RECORDS SUPPLIED:
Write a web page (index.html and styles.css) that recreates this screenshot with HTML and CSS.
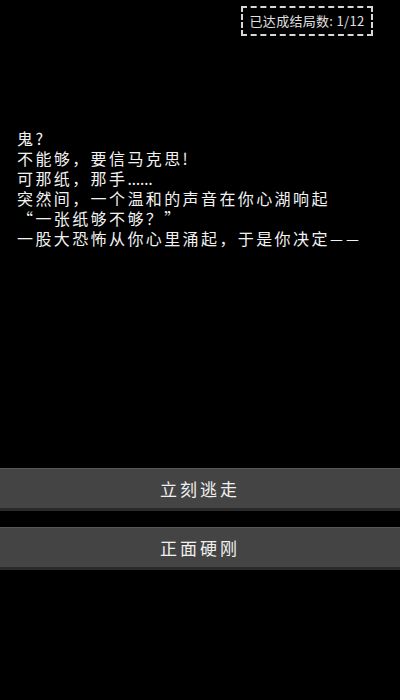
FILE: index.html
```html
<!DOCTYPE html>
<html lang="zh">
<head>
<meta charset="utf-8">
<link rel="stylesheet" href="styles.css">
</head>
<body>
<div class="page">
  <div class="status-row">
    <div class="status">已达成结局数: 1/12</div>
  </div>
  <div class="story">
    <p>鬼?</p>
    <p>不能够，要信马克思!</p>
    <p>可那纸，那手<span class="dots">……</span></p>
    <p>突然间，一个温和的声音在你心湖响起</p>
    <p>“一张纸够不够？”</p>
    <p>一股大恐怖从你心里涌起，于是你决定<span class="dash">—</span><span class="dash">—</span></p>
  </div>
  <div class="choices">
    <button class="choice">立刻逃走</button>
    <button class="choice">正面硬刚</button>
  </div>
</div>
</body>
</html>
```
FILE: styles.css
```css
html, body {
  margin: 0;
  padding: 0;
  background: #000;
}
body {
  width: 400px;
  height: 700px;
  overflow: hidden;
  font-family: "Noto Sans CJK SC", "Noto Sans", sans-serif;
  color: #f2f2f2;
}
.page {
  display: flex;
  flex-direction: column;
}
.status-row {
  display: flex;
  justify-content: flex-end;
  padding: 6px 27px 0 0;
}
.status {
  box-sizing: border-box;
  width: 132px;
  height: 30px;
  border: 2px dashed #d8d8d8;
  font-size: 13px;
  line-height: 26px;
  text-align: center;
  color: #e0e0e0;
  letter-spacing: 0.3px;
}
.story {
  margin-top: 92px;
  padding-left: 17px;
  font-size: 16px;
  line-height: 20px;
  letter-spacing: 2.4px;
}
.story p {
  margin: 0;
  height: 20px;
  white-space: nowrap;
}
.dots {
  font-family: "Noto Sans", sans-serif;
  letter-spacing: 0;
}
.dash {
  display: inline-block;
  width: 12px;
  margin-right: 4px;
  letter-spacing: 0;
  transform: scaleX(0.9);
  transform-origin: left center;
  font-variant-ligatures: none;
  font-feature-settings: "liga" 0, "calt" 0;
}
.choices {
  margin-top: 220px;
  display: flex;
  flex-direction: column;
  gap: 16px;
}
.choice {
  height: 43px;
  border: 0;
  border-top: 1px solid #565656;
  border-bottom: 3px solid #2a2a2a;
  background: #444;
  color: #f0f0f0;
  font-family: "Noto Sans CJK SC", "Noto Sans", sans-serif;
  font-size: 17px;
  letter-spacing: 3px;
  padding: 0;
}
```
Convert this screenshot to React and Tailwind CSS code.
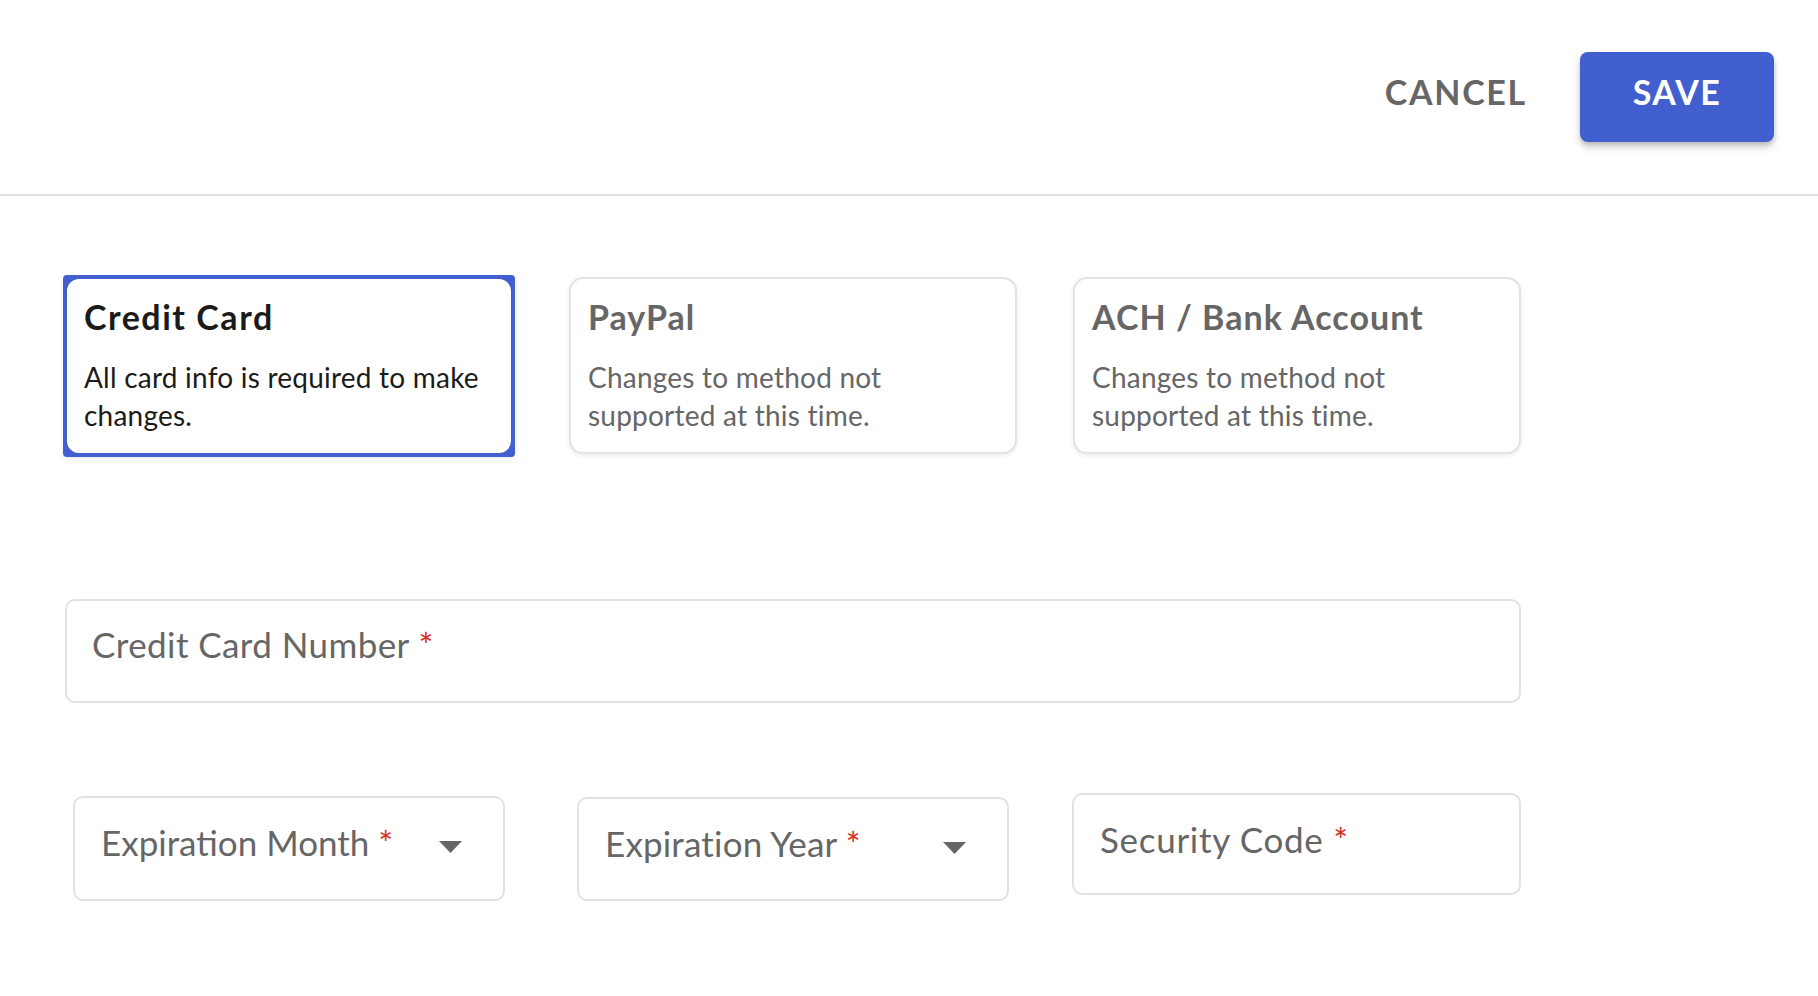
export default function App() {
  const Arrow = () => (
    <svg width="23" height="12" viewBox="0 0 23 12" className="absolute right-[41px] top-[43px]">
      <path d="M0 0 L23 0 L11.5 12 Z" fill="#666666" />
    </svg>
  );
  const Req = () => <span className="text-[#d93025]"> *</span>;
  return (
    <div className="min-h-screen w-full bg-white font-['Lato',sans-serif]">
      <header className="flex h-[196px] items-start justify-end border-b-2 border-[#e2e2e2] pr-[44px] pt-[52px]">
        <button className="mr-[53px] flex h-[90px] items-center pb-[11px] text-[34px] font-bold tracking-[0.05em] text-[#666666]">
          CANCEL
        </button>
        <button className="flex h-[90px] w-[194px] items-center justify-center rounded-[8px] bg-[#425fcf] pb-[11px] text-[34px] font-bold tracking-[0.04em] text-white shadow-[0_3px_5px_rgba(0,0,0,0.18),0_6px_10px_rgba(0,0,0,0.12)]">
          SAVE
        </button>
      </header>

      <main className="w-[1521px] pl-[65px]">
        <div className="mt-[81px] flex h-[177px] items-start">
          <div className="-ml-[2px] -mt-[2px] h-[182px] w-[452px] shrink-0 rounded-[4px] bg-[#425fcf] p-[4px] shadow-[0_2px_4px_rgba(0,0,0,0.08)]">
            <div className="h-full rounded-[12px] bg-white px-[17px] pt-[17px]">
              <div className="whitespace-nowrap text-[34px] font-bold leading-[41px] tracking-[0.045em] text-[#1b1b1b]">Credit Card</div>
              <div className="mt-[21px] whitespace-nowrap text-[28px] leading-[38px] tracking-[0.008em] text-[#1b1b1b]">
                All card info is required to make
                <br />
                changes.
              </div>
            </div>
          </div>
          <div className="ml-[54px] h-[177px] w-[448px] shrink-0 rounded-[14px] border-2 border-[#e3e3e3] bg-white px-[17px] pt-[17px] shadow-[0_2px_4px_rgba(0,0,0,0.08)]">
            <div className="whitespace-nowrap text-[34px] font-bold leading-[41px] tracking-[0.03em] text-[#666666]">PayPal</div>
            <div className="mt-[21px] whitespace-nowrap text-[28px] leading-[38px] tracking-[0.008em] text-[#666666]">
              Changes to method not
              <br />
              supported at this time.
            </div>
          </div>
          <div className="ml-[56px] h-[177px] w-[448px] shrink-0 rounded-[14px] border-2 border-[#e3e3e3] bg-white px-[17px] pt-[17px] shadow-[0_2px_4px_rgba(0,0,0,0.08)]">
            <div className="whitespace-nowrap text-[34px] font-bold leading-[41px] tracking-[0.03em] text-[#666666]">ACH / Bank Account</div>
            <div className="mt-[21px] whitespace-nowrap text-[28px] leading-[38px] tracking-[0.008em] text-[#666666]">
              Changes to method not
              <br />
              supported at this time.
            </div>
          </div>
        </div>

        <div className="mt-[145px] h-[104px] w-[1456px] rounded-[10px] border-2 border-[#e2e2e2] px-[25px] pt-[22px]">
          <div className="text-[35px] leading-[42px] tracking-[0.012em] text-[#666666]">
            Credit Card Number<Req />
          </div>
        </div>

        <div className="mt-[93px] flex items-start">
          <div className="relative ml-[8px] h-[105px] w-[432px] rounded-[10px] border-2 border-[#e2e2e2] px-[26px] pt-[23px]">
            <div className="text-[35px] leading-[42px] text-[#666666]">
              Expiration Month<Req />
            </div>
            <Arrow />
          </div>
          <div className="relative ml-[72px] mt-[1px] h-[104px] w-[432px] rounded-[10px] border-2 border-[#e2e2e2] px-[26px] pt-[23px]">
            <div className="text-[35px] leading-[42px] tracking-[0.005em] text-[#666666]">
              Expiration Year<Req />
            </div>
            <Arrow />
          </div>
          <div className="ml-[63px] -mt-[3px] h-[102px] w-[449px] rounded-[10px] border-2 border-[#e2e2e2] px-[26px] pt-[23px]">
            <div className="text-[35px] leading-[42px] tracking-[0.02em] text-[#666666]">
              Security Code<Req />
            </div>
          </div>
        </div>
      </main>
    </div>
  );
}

STATED EXERCISE: Provide the number of lines in the data above that contain the string "page", and nothing else.

RESPONSE TO THE TASK: 3